-- BEGIN DATASET EXTRACT --

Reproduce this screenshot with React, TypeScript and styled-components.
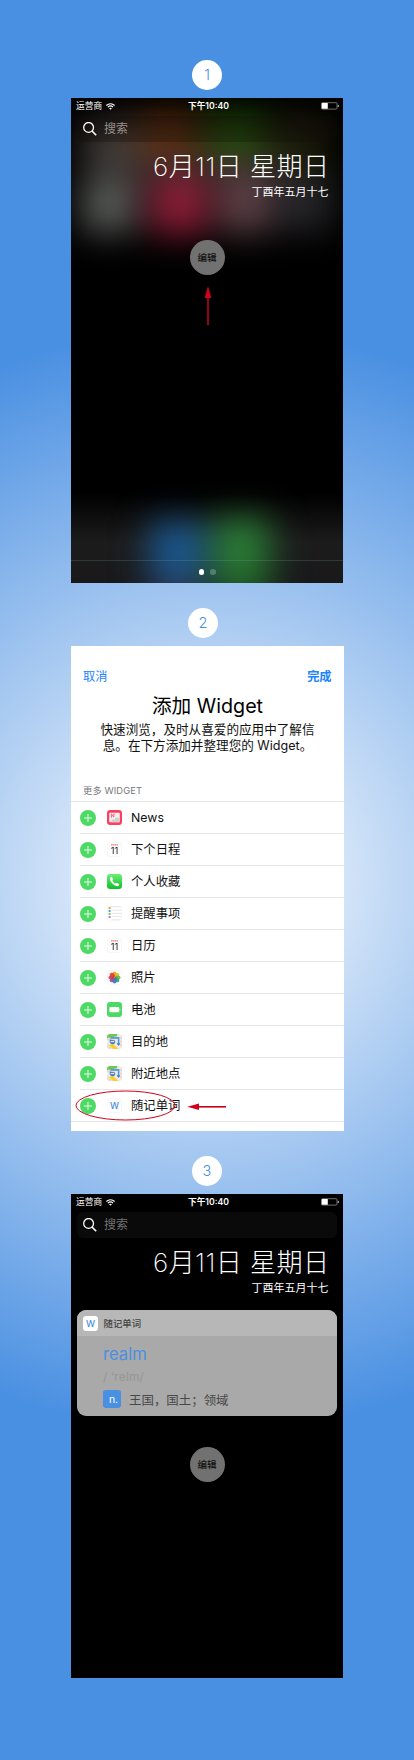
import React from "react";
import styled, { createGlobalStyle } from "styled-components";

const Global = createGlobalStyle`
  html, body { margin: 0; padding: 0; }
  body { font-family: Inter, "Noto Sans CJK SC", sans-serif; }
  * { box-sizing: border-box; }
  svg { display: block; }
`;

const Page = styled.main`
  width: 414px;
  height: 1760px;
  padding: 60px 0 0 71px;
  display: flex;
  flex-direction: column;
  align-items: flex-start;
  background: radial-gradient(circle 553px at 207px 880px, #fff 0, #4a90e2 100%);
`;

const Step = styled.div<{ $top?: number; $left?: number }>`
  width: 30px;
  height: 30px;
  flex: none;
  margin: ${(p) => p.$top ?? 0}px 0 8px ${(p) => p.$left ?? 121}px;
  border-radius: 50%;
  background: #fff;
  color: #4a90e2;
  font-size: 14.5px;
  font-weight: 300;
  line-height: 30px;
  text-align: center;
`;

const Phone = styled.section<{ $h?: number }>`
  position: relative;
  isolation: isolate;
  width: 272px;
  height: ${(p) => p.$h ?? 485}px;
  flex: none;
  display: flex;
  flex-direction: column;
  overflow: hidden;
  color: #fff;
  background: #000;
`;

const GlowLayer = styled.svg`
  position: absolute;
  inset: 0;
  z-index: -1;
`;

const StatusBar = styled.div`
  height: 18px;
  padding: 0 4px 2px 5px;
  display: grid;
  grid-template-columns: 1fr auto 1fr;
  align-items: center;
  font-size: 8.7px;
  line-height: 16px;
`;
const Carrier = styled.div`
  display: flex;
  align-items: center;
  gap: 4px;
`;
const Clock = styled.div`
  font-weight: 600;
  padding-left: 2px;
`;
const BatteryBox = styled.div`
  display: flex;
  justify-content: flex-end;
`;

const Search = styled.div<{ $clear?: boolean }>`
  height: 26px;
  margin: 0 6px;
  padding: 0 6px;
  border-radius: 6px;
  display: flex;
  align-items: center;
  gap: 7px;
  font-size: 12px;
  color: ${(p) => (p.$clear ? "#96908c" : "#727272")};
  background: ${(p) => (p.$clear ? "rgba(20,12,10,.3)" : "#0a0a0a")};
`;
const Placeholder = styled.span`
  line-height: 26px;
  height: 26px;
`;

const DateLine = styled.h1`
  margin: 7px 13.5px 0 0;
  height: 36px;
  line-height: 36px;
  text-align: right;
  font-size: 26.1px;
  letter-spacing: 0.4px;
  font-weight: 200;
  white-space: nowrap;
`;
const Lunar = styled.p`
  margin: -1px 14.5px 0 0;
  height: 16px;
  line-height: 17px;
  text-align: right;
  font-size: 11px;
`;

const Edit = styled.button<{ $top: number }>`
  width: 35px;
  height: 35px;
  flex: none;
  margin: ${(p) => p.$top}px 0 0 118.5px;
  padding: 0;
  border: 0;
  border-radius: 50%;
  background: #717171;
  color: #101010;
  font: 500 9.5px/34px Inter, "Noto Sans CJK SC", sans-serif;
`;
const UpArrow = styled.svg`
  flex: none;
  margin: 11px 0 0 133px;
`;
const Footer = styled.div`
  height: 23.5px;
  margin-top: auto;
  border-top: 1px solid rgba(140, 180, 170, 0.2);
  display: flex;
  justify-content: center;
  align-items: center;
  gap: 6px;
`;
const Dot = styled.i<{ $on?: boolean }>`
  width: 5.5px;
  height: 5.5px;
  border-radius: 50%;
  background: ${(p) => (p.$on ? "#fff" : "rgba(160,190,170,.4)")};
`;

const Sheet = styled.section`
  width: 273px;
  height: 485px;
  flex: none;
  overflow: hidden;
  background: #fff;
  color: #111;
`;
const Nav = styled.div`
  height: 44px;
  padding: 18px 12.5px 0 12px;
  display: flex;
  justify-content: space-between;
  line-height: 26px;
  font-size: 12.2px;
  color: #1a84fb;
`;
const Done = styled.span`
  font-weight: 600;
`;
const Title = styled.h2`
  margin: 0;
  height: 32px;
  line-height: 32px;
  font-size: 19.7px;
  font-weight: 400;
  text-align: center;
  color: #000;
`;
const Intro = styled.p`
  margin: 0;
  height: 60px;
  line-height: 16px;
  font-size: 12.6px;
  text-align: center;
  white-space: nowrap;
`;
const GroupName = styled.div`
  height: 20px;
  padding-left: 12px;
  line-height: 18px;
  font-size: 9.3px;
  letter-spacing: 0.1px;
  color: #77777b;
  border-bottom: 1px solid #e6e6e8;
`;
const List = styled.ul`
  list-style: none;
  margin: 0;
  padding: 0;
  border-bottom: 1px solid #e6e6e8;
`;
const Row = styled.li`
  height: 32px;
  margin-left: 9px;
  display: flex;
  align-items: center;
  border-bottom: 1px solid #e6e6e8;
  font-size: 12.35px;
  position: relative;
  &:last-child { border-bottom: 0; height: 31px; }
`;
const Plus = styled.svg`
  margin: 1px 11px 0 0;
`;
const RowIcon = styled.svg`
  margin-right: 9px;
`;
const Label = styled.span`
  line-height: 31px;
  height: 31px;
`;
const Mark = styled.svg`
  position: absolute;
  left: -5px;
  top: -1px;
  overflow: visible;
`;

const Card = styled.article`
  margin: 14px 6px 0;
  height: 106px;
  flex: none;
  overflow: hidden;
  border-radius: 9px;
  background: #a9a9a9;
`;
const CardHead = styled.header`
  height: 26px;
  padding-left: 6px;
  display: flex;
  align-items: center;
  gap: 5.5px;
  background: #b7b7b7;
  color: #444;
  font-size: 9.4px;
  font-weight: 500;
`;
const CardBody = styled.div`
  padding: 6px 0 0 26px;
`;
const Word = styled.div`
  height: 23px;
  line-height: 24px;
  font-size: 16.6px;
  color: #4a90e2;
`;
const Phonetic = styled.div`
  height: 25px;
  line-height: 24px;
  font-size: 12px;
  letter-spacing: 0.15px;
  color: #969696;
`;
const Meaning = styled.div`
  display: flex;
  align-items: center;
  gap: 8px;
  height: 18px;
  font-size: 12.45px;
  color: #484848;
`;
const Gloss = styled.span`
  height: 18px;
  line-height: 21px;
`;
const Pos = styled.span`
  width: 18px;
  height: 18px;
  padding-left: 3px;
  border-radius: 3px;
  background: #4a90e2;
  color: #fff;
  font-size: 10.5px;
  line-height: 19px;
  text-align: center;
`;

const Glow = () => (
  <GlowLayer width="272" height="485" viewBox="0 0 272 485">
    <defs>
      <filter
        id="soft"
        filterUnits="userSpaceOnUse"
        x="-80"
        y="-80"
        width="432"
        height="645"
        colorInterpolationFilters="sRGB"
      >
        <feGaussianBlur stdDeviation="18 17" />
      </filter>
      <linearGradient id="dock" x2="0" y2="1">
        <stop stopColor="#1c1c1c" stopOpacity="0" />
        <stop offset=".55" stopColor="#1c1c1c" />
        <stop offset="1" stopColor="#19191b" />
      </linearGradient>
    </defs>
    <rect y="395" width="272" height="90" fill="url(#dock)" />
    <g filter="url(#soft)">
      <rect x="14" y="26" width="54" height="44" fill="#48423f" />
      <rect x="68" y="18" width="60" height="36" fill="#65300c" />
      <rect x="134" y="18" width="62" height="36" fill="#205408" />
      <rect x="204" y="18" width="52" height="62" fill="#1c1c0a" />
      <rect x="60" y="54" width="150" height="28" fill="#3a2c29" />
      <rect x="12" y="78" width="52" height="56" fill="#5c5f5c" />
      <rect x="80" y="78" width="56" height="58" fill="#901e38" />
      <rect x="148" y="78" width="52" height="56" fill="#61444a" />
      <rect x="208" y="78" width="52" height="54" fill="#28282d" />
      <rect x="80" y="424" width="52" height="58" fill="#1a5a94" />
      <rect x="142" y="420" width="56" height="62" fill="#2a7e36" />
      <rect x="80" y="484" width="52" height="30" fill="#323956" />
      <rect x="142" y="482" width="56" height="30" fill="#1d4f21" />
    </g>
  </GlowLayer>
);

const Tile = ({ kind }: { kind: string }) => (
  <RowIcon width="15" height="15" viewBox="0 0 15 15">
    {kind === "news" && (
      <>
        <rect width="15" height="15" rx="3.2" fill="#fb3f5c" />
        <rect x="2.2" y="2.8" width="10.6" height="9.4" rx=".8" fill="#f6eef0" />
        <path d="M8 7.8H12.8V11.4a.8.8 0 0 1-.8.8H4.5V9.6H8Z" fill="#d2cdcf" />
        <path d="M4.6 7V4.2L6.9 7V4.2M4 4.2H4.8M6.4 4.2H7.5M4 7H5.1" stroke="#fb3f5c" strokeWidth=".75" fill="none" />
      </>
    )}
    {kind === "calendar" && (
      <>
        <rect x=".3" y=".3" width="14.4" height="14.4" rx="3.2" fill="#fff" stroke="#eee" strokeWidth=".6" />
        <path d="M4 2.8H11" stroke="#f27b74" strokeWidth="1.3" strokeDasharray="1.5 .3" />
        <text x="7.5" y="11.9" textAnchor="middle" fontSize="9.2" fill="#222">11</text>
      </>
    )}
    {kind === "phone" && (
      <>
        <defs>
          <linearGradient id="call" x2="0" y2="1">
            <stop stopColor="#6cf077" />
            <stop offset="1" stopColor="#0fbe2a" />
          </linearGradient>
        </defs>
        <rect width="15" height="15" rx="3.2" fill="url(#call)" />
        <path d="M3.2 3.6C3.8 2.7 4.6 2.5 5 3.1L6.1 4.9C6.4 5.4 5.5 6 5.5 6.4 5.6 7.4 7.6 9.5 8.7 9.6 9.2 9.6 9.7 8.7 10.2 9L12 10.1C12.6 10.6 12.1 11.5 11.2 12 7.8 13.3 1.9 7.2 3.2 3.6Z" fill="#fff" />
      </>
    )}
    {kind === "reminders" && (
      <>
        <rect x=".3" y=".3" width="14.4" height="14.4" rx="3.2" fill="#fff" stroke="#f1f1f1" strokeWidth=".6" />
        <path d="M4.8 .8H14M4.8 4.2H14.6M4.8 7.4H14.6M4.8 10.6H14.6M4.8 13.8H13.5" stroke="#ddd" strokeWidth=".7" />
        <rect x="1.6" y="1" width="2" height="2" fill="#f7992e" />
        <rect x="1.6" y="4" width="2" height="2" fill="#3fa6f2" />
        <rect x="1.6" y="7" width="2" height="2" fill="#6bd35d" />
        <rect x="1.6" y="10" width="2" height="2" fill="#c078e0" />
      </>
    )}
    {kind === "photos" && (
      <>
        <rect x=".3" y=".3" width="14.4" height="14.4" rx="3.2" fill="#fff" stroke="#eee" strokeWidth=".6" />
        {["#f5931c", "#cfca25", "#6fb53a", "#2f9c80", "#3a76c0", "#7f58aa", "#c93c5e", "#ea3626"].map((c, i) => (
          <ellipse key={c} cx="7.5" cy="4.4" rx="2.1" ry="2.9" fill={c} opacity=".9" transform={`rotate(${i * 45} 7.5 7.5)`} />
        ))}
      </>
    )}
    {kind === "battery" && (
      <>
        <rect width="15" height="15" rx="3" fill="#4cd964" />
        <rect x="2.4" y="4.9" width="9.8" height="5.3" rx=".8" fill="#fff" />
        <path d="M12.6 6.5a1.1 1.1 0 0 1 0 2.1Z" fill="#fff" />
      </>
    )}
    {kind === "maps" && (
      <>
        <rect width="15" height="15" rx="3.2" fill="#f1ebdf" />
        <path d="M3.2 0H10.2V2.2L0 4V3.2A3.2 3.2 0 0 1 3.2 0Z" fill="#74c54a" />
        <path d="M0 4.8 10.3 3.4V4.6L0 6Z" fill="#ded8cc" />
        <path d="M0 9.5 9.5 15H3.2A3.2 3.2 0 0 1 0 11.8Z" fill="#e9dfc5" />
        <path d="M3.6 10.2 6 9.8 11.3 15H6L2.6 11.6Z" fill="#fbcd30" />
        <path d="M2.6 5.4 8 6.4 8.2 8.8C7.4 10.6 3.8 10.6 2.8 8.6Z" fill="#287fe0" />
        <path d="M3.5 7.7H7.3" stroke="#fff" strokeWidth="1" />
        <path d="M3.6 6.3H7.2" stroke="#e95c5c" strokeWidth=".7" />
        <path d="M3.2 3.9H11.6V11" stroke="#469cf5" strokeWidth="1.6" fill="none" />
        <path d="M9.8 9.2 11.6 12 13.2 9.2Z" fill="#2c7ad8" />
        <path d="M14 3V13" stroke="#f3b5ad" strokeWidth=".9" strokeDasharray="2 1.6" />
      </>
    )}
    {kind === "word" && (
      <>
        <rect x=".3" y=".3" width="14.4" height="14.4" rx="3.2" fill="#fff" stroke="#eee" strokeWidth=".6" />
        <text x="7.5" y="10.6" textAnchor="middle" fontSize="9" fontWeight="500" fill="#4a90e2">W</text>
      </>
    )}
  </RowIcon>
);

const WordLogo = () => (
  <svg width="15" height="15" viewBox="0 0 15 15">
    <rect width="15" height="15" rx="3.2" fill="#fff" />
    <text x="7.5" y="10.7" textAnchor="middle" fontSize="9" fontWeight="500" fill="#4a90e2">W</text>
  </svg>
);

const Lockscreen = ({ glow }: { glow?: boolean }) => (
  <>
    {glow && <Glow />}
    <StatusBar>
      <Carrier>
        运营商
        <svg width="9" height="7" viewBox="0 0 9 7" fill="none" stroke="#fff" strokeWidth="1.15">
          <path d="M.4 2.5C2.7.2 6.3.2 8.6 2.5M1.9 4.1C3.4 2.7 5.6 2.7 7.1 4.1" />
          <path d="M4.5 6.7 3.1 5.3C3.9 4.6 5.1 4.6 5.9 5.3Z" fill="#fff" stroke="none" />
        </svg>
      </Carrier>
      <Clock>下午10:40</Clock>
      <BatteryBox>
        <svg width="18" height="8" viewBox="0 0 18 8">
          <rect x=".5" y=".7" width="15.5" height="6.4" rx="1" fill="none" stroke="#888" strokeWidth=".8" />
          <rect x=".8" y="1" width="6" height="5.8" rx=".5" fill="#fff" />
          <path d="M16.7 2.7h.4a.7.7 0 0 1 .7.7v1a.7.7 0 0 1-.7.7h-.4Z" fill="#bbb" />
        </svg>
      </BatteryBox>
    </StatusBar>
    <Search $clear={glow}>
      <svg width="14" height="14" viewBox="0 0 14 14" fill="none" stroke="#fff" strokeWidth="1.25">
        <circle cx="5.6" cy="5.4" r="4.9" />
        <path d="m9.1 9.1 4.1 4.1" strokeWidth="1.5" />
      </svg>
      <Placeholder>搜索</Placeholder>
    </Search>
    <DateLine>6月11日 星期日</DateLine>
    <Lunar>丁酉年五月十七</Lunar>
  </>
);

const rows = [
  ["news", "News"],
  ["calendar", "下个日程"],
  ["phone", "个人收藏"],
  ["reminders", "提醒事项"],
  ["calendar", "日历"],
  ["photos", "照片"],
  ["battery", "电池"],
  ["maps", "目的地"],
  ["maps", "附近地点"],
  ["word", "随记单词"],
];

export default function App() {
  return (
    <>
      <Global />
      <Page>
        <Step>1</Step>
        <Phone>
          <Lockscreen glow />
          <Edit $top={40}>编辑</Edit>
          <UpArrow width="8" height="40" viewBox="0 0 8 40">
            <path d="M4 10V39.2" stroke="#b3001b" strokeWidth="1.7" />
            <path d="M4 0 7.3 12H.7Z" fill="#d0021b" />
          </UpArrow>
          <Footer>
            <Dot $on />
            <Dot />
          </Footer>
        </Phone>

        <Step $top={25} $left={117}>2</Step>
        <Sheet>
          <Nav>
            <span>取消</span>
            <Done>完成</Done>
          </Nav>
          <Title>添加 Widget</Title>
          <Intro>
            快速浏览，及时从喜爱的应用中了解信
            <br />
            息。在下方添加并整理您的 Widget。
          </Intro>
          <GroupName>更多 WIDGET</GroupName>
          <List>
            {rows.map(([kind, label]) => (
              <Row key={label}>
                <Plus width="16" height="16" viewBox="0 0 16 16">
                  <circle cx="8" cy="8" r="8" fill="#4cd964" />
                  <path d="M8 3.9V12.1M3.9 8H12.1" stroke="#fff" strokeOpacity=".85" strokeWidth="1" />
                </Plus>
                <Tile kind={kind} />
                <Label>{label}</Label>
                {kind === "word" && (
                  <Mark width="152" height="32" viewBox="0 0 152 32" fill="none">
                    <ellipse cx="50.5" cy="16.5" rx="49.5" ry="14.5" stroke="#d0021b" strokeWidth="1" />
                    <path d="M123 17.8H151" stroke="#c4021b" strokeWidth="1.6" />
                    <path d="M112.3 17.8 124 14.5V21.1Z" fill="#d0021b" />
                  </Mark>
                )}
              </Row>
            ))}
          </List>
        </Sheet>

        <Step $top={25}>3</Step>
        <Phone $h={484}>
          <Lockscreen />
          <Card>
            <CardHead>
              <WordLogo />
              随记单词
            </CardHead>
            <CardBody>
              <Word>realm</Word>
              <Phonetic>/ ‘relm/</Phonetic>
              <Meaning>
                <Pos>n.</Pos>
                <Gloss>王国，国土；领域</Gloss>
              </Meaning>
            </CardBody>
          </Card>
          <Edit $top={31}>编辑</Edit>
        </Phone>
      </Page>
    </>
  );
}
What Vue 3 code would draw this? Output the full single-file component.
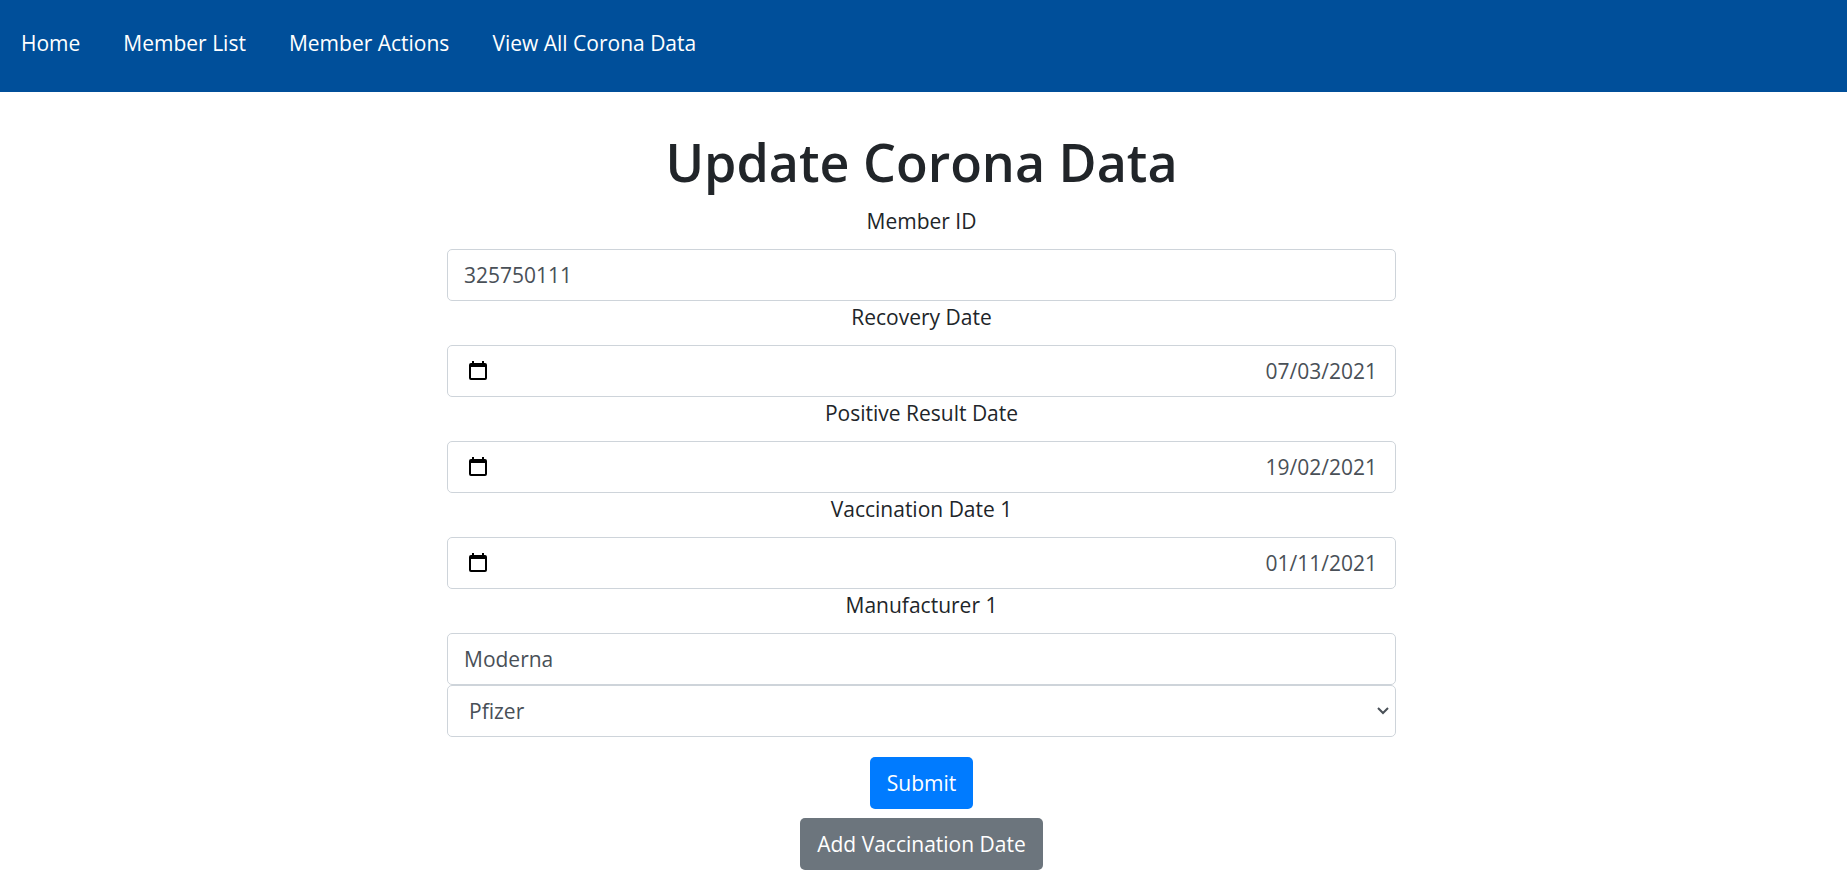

-- END DATASET EXTRACT --

REQUEST: Search the data above for the string "this" and return every line that has it.

RESULT:
Reproduce this screenshot with React, TypeScript and styled-components.
What Vue 3 code would draw this? Output the full single-file component.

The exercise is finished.